Most of us are investing money into our pensions. For many people, this represents nothing more than a regular deduction from the paycheck – an abstract reminder of a financial future many, many years (if not decades) away. It’s no secret that a strong and healthy pension is tantamount, but, for a lot of people, the question of when to start thinking more seriously about pension and retirement planning is easily deferred.
Of course, there is so much more we can do to ensure that, when retirement appears on the horizon, we aren’t hit by the realisation that our pension is not enough to support us. Having to supplement a pension with part-time or freelance work post-retirement is, for so many people, less than ideal.
However, according to recent research from Unbiased, one in five Brits don’t know how much they have in their pensions. Those approaching retirement age are the worst offenders, with almost 25% of over-55s unaware of what’s in the pot.
So, how do you get yourself out of the ‘don’t know’ camp and into a better mindset (and a stronger position) when it comes to your pension?
1. Start now
When is the best age to start investing some serious time, effort, and money into your pension? Whenever you’re in the position to start. Why?

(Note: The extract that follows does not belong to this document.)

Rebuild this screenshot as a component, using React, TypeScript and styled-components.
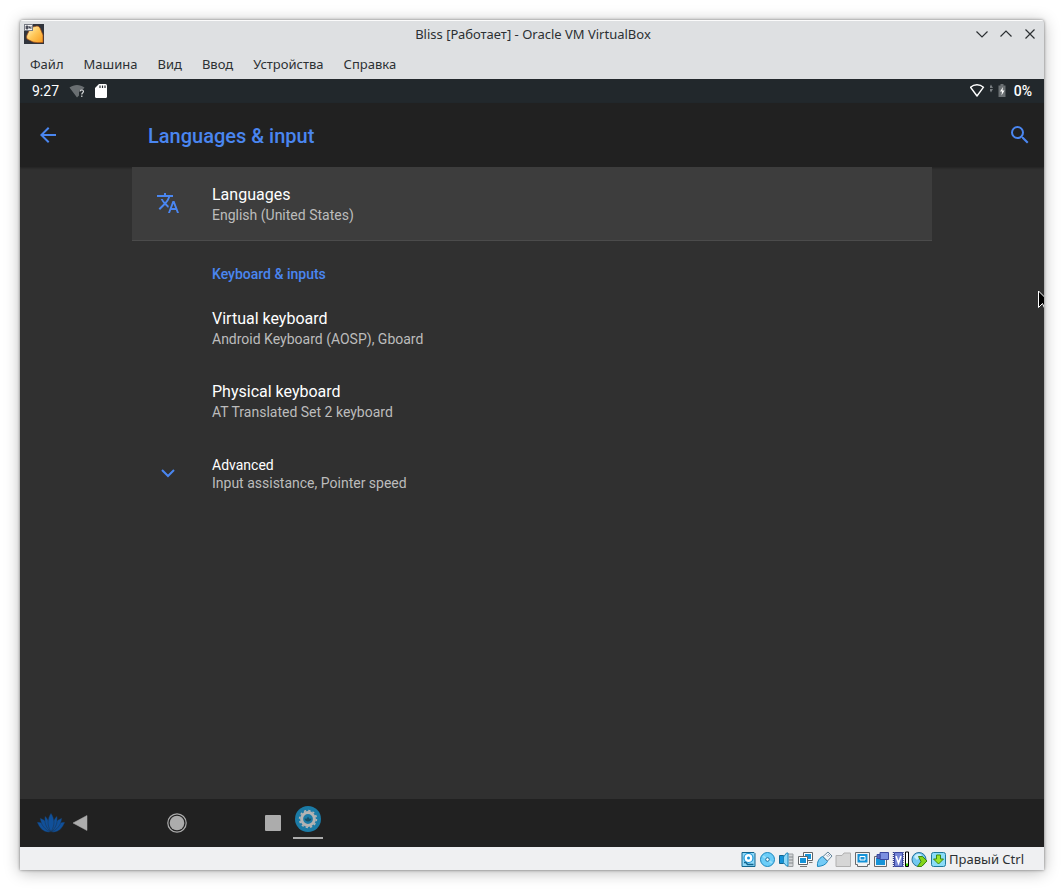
import React from 'react';
import styled, { createGlobalStyle } from 'styled-components';

const accent = '#4a86f0';
const ui = "'Noto Sans', 'Open Sans', sans-serif";
const droid = "Roboto, 'Noto Sans', sans-serif";

const GlobalStyle = createGlobalStyle`
  * { box-sizing: border-box; }
  body { margin: 0; background: #fff; font-family: ${ui}; }
  button { font: inherit; color: inherit; background: none; border: 0; padding: 0; margin: 0; cursor: pointer; }
  h1, h2, p, ul { margin: 0; padding: 0; }
  svg { display: block; }
`;

const Page = styled.div`
  min-height: 100vh;
  padding: 20px;
  display: flex;
`;

const Window = styled.div`
  position: relative;
  flex: 1;
  min-width: 0;
  display: flex;
  flex-direction: column;
  overflow: hidden;
  border-radius: 3px 3px 0 0;
  background: #dee0e2;
  box-shadow: 0 0 3px rgba(0, 0, 0, 0.5), 0 2px 16px rgba(0, 0, 0, 0.28);
`;

const TitleBar = styled.header`
  display: grid;
  grid-template-columns: 1fr auto 1fr;
  align-items: center;
  height: 28px;
  padding: 0 2px 0 4px;
  box-shadow: inset 0 1px 0 #fbfbfb;
  color: #2c3033;
  font-size: 13px;
  line-height: 18px;
`;

const WindowTitle = styled.h1`
  font-size: 13px;
  font-weight: 400;
  white-space: nowrap;
`;

const WindowControls = styled.div`
  display: flex;
  justify-content: flex-end;
`;

const ControlButton = styled.button`
  width: 24px;
  height: 24px;
  display: grid;
  place-items: center;
`;

const MenuBar = styled.nav`
  display: flex;
  height: 31px;
`;

const MenuItem = styled.button`
  padding: 0 10px;
  color: #2c3033;
  font-size: 13px;
  line-height: 18px;
`;

const Screen = styled.main`
  flex: 1;
  display: flex;
  flex-direction: column;
  background: #303030;
  font-family: ${droid};
`;

const StatusBar = styled.div`
  display: flex;
  justify-content: space-between;
  height: 24px;
  padding: 0 12px;
  background: #22282c;
  color: #fff;
  font-size: 14px;
  line-height: 24px;
`;

const StatusGroup = styled.div<{ $gap: number }>`
  display: flex;
  align-items: center;
  gap: ${(p) => p.$gap}px;
`;

const Battery = styled.span`
  margin-left: 4px;
  font-weight: 500;
`;

const AppBar = styled.div`
  display: flex;
  align-items: center;
  height: 64px;
  padding: 0 12px 0 16px;
  background: #212121;
  color: ${accent};
  box-shadow: 0 1px 2px rgba(0, 0, 0, 0.3);
`;

const AppTitle = styled.h2`
  flex: 1;
  padding: 2px 0 0 88px;
  font-size: 20px;
  line-height: 24px;
  font-weight: 500;
`;

const Content = styled.div`
  flex: 1;
  padding: 0 112px;
`;

const Row = styled.button<{ $selected?: boolean }>`
  display: grid;
  grid-template-columns: 80px 1fr;
  align-items: center;
  width: 100%;
  height: ${(p) => (p.$selected ? 74 : 73)}px;
  text-align: left;
  background: ${(p) => (p.$selected ? '#3d3d3d' : 'transparent')};
  border-bottom: ${(p) => (p.$selected ? '1px solid #4b4b4b' : '0')};
`;

const RowIcon = styled.span`
  padding: 0 0 2px 24px;
  color: ${accent};
`;

const RowText = styled.span`
  display: flex;
  flex-direction: column;
  padding-top: 2px;
`;

const RowTitle = styled.span<{ $small?: boolean }>`
  color: #fff;
  font-size: ${(p) => (p.$small ? 14 : 16)}px;
  line-height: ${(p) => (p.$small ? 18 : 22)}px;
`;

const RowSummary = styled.span`
  color: #bcbcbc;
  font-size: 14px;
  line-height: 19px;
`;

const Category = styled.h2`
  padding: 24px 0 8px 80px;
  color: ${accent};
  font-size: 14px;
  line-height: 18px;
  font-weight: 500;
`;

const NavBar = styled.nav`
  display: flex;
  align-items: center;
  height: 48px;
  padding-left: 17px;
  background: #212121;
`;

const NavKeys = styled.div`
  display: flex;
  gap: 64px;
`;

const NavButton = styled.button`
  width: 32px;
  height: 32px;
`;

const TaskButton = styled.button`
  display: flex;
  align-items: flex-start;
  justify-content: center;
  align-self: stretch;
  width: 30px;
  height: 33px;
  margin: 7px 0 0 4px;
  border-bottom: 2px solid #acacac;
`;

const MachineBar = styled.footer`
  display: flex;
  align-items: center;
  justify-content: flex-end;
  gap: 3px;
  height: 23px;
  padding-right: 20px;
  background: #eff0f2;
  color: #2c3033;
  font-size: 13px;
  line-height: 18px;
`;

const DeviceIcon = styled.svg`
  width: 16px;
  height: 16px;
  overflow: visible;
`;

const Pointer = styled.svg`
  position: absolute;
  top: 270px;
  right: 0;
`;

const menus = ['Файл', 'Машина', 'Вид', 'Ввод', 'Устройства', 'Справка'];

const AppIcon = () => (
  <svg width="20" height="20" viewBox="0 0 20 20" aria-hidden="true">
    <defs>
      <linearGradient id="gold" x1="0" y1="0" x2="1" y2="1">
        <stop offset="0.1" stopColor="#fff0b8" />
        <stop offset="0.5" stopColor="#ffc758" />
        <stop offset="1" stopColor="#f79a1e" />
      </linearGradient>
    </defs>
    <rect width="20" height="20" fill="#30343c" />
    <path d="M9 3L13 2Q15 2 16 4L19 11V18.500Q13 19 9 18L3 15Q2 13 3 11L5 7Z" fill="url(#gold)" stroke="#a04c18" strokeWidth="0.7" />
    <rect x="0.5" y="0.5" width="8" height="6" fill="#f4f4f4" stroke="#777b84" />
    <path d="M2 2h2v3h-2zM5 2v2h2M7 2v3" fill="#4b4e5b" stroke="#4b4e5b" strokeWidth="0.8" />
  </svg>
);

const ControlIcon = ({ d }: { d: string }) => (
  <svg width="12" height="12" viewBox="0 0 12 12" fill="none" stroke="#2c3033" strokeWidth="1.2" aria-hidden="true">
    <path d={d} />
  </svg>
);

const LotusIcon = () => (
  <svg width="28" height="20" viewBox="0 0 28 20" fill="#10509a" stroke="#202a36" strokeWidth="0.4" aria-hidden="true">
    <path d="M0 9C7 9 12 12 14 19C7 20 3 16 0 9Z" />
    <path d="M28 9C21 9 16 12 14 19C21 20 25 16 28 9Z" />
    <path d="M3 5C9 7 13 12 14 19C8 17 4 12 3 5Z" />
    <path d="M25 5C19 7 15 12 14 19C20 17 24 12 25 5Z" />
    <path d="M8 3C12 7 14 12 14 19C9 15 7 9 8 3Z" />
    <path d="M20 3C16 7 14 12 14 19C19 15 21 9 20 3Z" />
    <path d="M14 0C18 6 18 12 14 19C10 12 10 6 14 0Z" />
  </svg>
);

const GearIcon = () => (
  <svg width="26" height="26" viewBox="0 0 26 26" aria-hidden="true">
    <circle cx="13" cy="13" r="13" fill="#1b7ba6" />
    <circle cx="13" cy="13" r="8.4" fill="none" stroke="#b3b3b3" strokeWidth="1.6" strokeDasharray="2.2 2.2" />
    <circle cx="13" cy="13" r="6.4" fill="#1b7ba6" stroke="#b3b3b3" strokeWidth="3" />
    <path d="M9.500 12.500l2 .3 1.500-2 1.500 2 2-.3c-.4 2-1.600 3-3.500 3s-3.100-1-3.500-3z" fill="#174f66" />
  </svg>
);

const blue = '#1593d8';
const pale = '#8ed8f8';
const navy = '#12658f';

const deviceIcons: { name: string; art: React.ReactNode }[] = [
  {
    name: 'Hard disk',
    art: (
      <>
        <path d="M2 1.500h12l1 1v13h-13z" fill={pale} stroke={navy} />
        <circle cx="8.500" cy="7" r="4.500" fill="#fff" stroke={blue} strokeWidth="1.2" />
        <circle cx="8.500" cy="7" r="1.500" fill={blue} />
        <path d="M4 11.500h2l1.500 2h6" stroke={navy} strokeWidth="1.400" fill="none" />
      </>
    ),
  },
  {
    name: 'Optical disc',
    art: (
      <>
        <circle cx="8.500" cy="8.500" r="7" fill="#6bcdf8" stroke="#1b86bd" />
        <path d="M8.500 8.500L4 5M8.500 8.500l4.500 3.500" stroke="#98dffb" strokeWidth="2" />
        <circle cx="8.500" cy="8.500" r="1.800" fill="#fff" stroke="#1b6f9d" />
      </>
    ),
  },
  {
    name: 'Audio',
    art: (
      <>
        <path d="M9.500 3h5.500v12.500h-5.500z" fill="#d2d4d6" stroke="#9a9da0" />
        <path d="M11 6h4M11 9h4M11 12h4" stroke="#85898c" />
        <path d="M1.500 4.500h4v8h-4z" fill={blue} stroke={navy} />
        <path d="M5.500 6l3-4h1.500v13h-1.500l-3-3.500z" fill={pale} stroke="#1b86bd" />
      </>
    ),
  },
  {
    name: 'Network',
    art: (
      <>
        <path d="M6.500 1.500h9v8h-9z" fill="#fff" stroke="#606467" />
        <path d="M8 3h6v5h-6z" fill={blue} />
        <path d="M12 11.500h3.500" stroke="#777" />
        <path d="M1.500 5.500h9v8h-9z" fill="#fff" stroke="#606467" />
        <path d="M3 7h6v5h-6z" fill={blue} />
        <path d="M3 15.500h7" stroke="#777" />
      </>
    ),
  },
  {
    name: 'USB',
    art: (
      <>
        <path d="M1.500 15.500c-.5-4 1-8 5-10l5 5c-2 3.500-5 4.500-10 5z" fill="#74cbf6" stroke="#1b86bd" />
        <path d="M7 5.500l5-4.500 4 4-4.500 5z" fill="#eef4f7" stroke="#64849a" />
        <path d="M11 4.500l1 1M12.500 3.500l1 1" stroke="#557" />
      </>
    ),
  },
  {
    name: 'Shared folders',
    art: <path d="M1 15.500v-11h6l2-2.500h6.500v13.500z" fill="#d6d6d6" stroke="#b0b0b0" />,
  },
  {
    name: 'Display',
    art: (
      <>
        <path d="M1.500 1.500h14v12h-2v2h-10v-2h-2z" fill="#f2f2f2" stroke="#66696c" />
        <path d="M3.500 3h10v8.500h-10z" fill={blue} />
        <path d="M6 5.500h5v3.500h-5z" fill={blue} stroke="#fff" />
      </>
    ),
  },
  {
    name: 'Recording',
    art: (
      <>
        <path d="M1.500 5.500h12v10h-12z" fill="#f2f2f2" stroke="#66696c" />
        <path d="M3 7h9v7h-9z" fill={blue} />
        <path d="M7 1.500h8.500v7h-8.500z" fill="#7b8fe0" stroke="#3b489e" />
        <path d="M4 3.500h3v4h-3z" fill="#5668bd" stroke="#3b489e" />
      </>
    ),
  },
  {
    name: 'Processor',
    art: (
      <>
        <path d="M1.500 1v15M11 1v15" stroke="#30388c" strokeWidth="1.400" strokeDasharray="1 1" />
        <path d="M2.500 1.500h8v14h-8z" fill="#7585d6" stroke="#3b489e" />
        <path d="M4 5l2.500 7L9 5" fill="none" stroke="#fff" strokeWidth="1.600" />
        <path d="M13.500 1h3v14.500h-3z" fill="#fff" stroke="#000" />
        <path d="M14 12.500h2v2.500h-2z" fill="#38d000" />
      </>
    ),
  },
  {
    name: 'Mouse integration',
    art: (
      <>
        <circle cx="8" cy="8.500" r="7" fill="#72c8f0" stroke="#27719b" />
        <path d="M3 6c2-4 5-4 8-2L6 9z" fill="#c8edfc" />
        <path d="M7.500 5.500h4l4.500 4.500-5.500 5.500H6.500l3.500-5z" fill="#84d51c" stroke="#3e8610" />
      </>
    ),
  },
  {
    name: 'Keyboard capture',
    art: (
      <>
        <rect x="1.500" y="1.500" width="14" height="14" rx="2" fill="#8bdcf8" stroke="#20799c" />
        <path d="M6.500 4h4v4h3L8.500 13 3.500 8h3z" fill="#9be52a" stroke="#3e8610" />
      </>
    ),
  },
];

type SettingProps = {
  title: string;
  summary: string;
  selected?: boolean;
  small?: boolean;
  icon?: React.ReactNode;
};

const Setting = ({ title, summary, selected, small, icon }: SettingProps) => (
  <Row type="button" $selected={selected}>
    <RowIcon>{icon}</RowIcon>
    <RowText>
      <RowTitle $small={small}>{title}</RowTitle>
      <RowSummary>{summary}</RowSummary>
    </RowText>
  </Row>
);

export default function App() {
  return (
    <Page>
      <GlobalStyle />
      <Window>
        <TitleBar>
          <AppIcon />
          <WindowTitle>Bliss [Работает] - Oracle VM VirtualBox</WindowTitle>
          <WindowControls>
            <ControlButton aria-label="Minimize"><ControlIcon d="M0.500 3.500L6 9l5.500-5.500" /></ControlButton>
            <ControlButton aria-label="Maximize"><ControlIcon d="M0.500 8.500L6 3l5.500 5.500" /></ControlButton>
            <ControlButton aria-label="Close"><ControlIcon d="M1.500 1.500l9 9M10.500 1.500l-9 9" /></ControlButton>
          </WindowControls>
        </TitleBar>
        <MenuBar>
          {menus.map((m) => <MenuItem key={m} type="button">{m}</MenuItem>)}
        </MenuBar>

        <Screen>
          <StatusBar>
            <StatusGroup $gap={10}>
              <span>9:27</span>
              <svg width="16" height="16" viewBox="0 0 16 16" aria-hidden="true">
                <path d="M0.500 4.500C5 1 11 1 15.500 4.500L13 7.500H10v5l-2 2z" fill="#6a6f72" />
                <path d="M11 8.500c0-2 3.500-2 3.500 0 0 1.300-1.700 1.300-1.700 3M12.800 12.500v1.500" fill="none" stroke="#d5d7d8" strokeWidth="1.200" />
              </svg>
              <svg width="12" height="16" viewBox="0 0 12 16" aria-hidden="true">
                <path d="M4 1h6.500A1.500 1.500 0 0 1 12 2.500v11a1.500 1.500 0 0 1-1.500 1.500h-9A1.500 1.500 0 0 1 0 13.500V5z" fill="#fff" />
                <path d="M5 2.500v2.500M7.500 2.500v2.500M10 2.500v2.500" stroke="#22282c" strokeWidth="1.200" />
              </svg>
            </StatusGroup>
            <StatusGroup $gap={4}>
              <svg width="16" height="16" viewBox="0 0 16 16" aria-hidden="true">
                <path d="M0.500 4.200C4.300 1 9.700 1 13.500 4.200L7 13z" fill="none" stroke="#fff" strokeWidth="1.400" strokeLinejoin="round" />
              </svg>
              <svg width="4" height="16" viewBox="0 0 4 16" fill="#777c7f" aria-hidden="true">
                <path d="M1 1.500l2 3.500H-1zM1 9.500L-1 6h4z" />
              </svg>
              <svg width="8" height="16" viewBox="0 0 8 16" aria-hidden="true">
                <path d="M2.500 1h3v1.500h2v11.500h-7v-11.500h2z" fill="#6b7073" />
                <path d="M5 4L2 8.500h2L3.500 12.500 6.500 7.500h-2z" fill="#fff" />
              </svg>
              <Battery>0%</Battery>
            </StatusGroup>
          </StatusBar>

          <AppBar>
            <button type="button" aria-label="Back">
              <svg width="24" height="24" viewBox="0 0 24 24" fill="currentColor">
                <path d="M20 11H7.830l5.590-5.590L12 4l-8 8 8 8 1.410-1.410L7.830 13H20v-2z" />
              </svg>
            </button>
            <AppTitle>Languages &amp; input</AppTitle>
            <button type="button" aria-label="Search">
              <svg width="24" height="24" viewBox="0 0 24 24" fill="currentColor">
                <path d="M15.500 14h-.79l-.28-.27A6.471 6.471 0 0 0 16 9.500 6.500 6.500 0 1 0 9.500 16c1.610 0 3.090-.59 4.230-1.570l.27.28v.79l5 4.990L20.490 19l-4.990-5zm-6 0C7.010 14 5 11.990 5 9.500S7.010 5 9.500 5 14 7.010 14 9.500 11.990 14 9.500 14z" />
              </svg>
            </button>
          </AppBar>

          <Content>
            <Setting
              title="Languages"
              summary="English (United States)"
              selected
              icon={
                <svg width="24" height="24" viewBox="0 0 24 24" fill="currentColor" aria-hidden="true">
                  <path d="M12.870 15.070l-2.540-2.510.03-.03c1.740-1.940 2.980-4.170 3.710-6.530H17V4h-7V2H8v2H1v1.990h11.170C11.500 7.920 10.440 9.750 9 11.350 8.070 10.320 7.300 9.190 6.690 8h-2c.73 1.630 1.730 3.170 2.980 4.560l-5.090 5.020L4 19l5-5 3.110 3.110.76-2.040zM18.500 10h-2L12 22h2l1.120-3h4.750L21 22h2l-4.500-12zm-2.620 7l1.620-4.330L19.120 17h-3.240z" />
                </svg>
              }
            />
            <Category>Keyboard &amp; inputs</Category>
            <Setting title="Virtual keyboard" summary="Android Keyboard (AOSP), Gboard" />
            <Setting title="Physical keyboard" summary="AT Translated Set 2 keyboard" />
            <Setting
              title="Advanced"
              summary="Input assistance, Pointer speed"
              small
              icon={
                <svg width="24" height="24" viewBox="0 0 24 24" fill="none" stroke="currentColor" strokeWidth="2" aria-hidden="true">
                  <path d="M6 9l6 6 6-6" />
                </svg>
              }
            />
          </Content>

          <NavBar>
            <button type="button" aria-label="Applications"><LotusIcon /></button>
            <NavKeys>
              <NavButton aria-label="Back">
                <svg width="32" height="32" viewBox="0 0 32 32"><path d="M22 8.500v15L8 16z" fill="#acacac" stroke="#acacac" strokeLinejoin="round" strokeWidth="0.500" /></svg>
              </NavButton>
              <NavButton aria-label="Home">
                <svg width="32" height="32" viewBox="0 0 32 32">
                  <circle cx="16" cy="16" r="7.300" fill="#acacac" />
                  <circle cx="16" cy="16" r="9.200" fill="none" stroke="#acacac" strokeWidth="1.200" />
                </svg>
              </NavButton>
              <NavButton aria-label="Recent apps">
                <svg width="32" height="32" viewBox="0 0 32 32"><rect x="8" y="8" width="16" height="16" rx="1" fill="#acacac" /></svg>
              </NavButton>
            </NavKeys>
            <TaskButton aria-label="Settings"><GearIcon /></TaskButton>
          </NavBar>
        </Screen>

        <MachineBar>
          {deviceIcons.map(({ name, art }) => (
            <DeviceIcon key={name} viewBox="0 0 16 16" role="img" aria-label={name}>{art}</DeviceIcon>
          ))}
          <span>Правый Ctrl</span>
        </MachineBar>

        <Pointer width="6" height="20" viewBox="0 0 6 20" aria-hidden="true">
          <path d="M0.500 1v16.500l4-4 2 4.500h6v-5z" fill="#000" stroke="#fff" />
        </Pointer>
      </Window>
    </Page>
  );
}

Because starting early – if there’s any such thing as ‘early’ – means giving yourself more time to save and invest.
Having time on your side also means that, as an investor, you can enjoy a higher tolerance for risk – and, for so many reasons, a certain amount of investment risk is important to meeting your financial goals.
If you start to focus on augmenting or optimising your pension much later in life, then taking risks is, in and of itself, an even bigger risk, since you won’t have time on your side if the investment doesn’t deliver the returns you’re looking for.
2. Make your contributions regular…
There are plenty of different ways you can boost your pension contribution without feeling as though you’re draining your current account or savings. The sooner you can start to treat it like any other monthly expense, the better.
Remember that, when it comes to saving and investing, something is always better than nothing. You don’t need to cut a great portion out of your monthly income just because you’ve made the decision to get a firmer hold on your pension. The best thing you can do is settle on a number that proves manageable, or, sooner or later, you’ll need to redivert that money elsewhere again.
3. …But don’t underestimate the value of irregular contributions either
Regularly contributing to your pension is like gradually wearing down the surface of a rough stone; it’ll take a long time but, in the end, each isolated incident will have contributed to a major difference.
But, even so, there are points in our lives when we are in a position to deposit much more. Coming into an inheritance, a big bonus at work – even a win on the lottery – can mean that we’re in a position to deposit a lump sum, rather than the usual, monthly amount, into our pension.
These lump sums may not come around often, but they will serve to boost your pension and invest that money wisely, rather than leaving it to gather dust in a low yield savings account.
4. Get professional advice about investments
No two pensions will be exactly the same, because the ways in which your pension is invested will dictate how much it grows by – and how quickly.
One of the greatest benefits to growing your pension (rather than leaving money to idle in a low-yield savings account), is that it represents a great way to reap the benefits of very long-term investments. These sorts of investments can offer a potentially high return to investors, but the obvious downside is that these investors need to be prepared to play the long game. They are, however, a great complement to any broader saving and investment plan.
And, just as every pension is different, so too are investment opportunities. Many pension schemes automatically invest customers’ money into ‘default’ options, but, on closer inspection, you are likely to find more attractive opportunities outside of this default.
Investing is a very personal thing. Striking that balance between risk and reward and working out a timeframe that accommodates your goals for your pension and retirement is a fine art. This is why any good article or guide will, eventually, acknowledge that providing a catch-all solution for readers is impossible. Talking to a professional financial advisor – someone with no ulterior motive, but an extensive understanding of this area – is the only way you can be sure that your pension is in the best possible health, and aimed toward your financial goals for the future.
5. Defer retirement
This one may sound a little obvious, since delaying the moment you cash-in your pension and, instead, continuing to work and make contributions to the pension pot will inevitably mean that, by the time you do retire, the sum will be higher. If the idea of pushing your retirement further into the future – even by a couple of years – makes you shudder, then the only other solution is to increase your contributions and make up the difference with cash, not time.
But there are other, not-so-obvious benefits to deferring your retirement. Currently, those who continue to work beyond State Pension Age are entitled to a 1% increase to their state pension for each additional 9 weeks they work. This means that, for every year you work after passing the State Pension Age, your State Pension will increase by just under 6%.
Another thing to consider is the fact that any money left in your pension when you die is not subject to inheritance tax. This can be well worth keeping in mind as you’re starting to think more seriously about inheritance tax planning, and securing your family’s financial future as you move toward this new phase of life.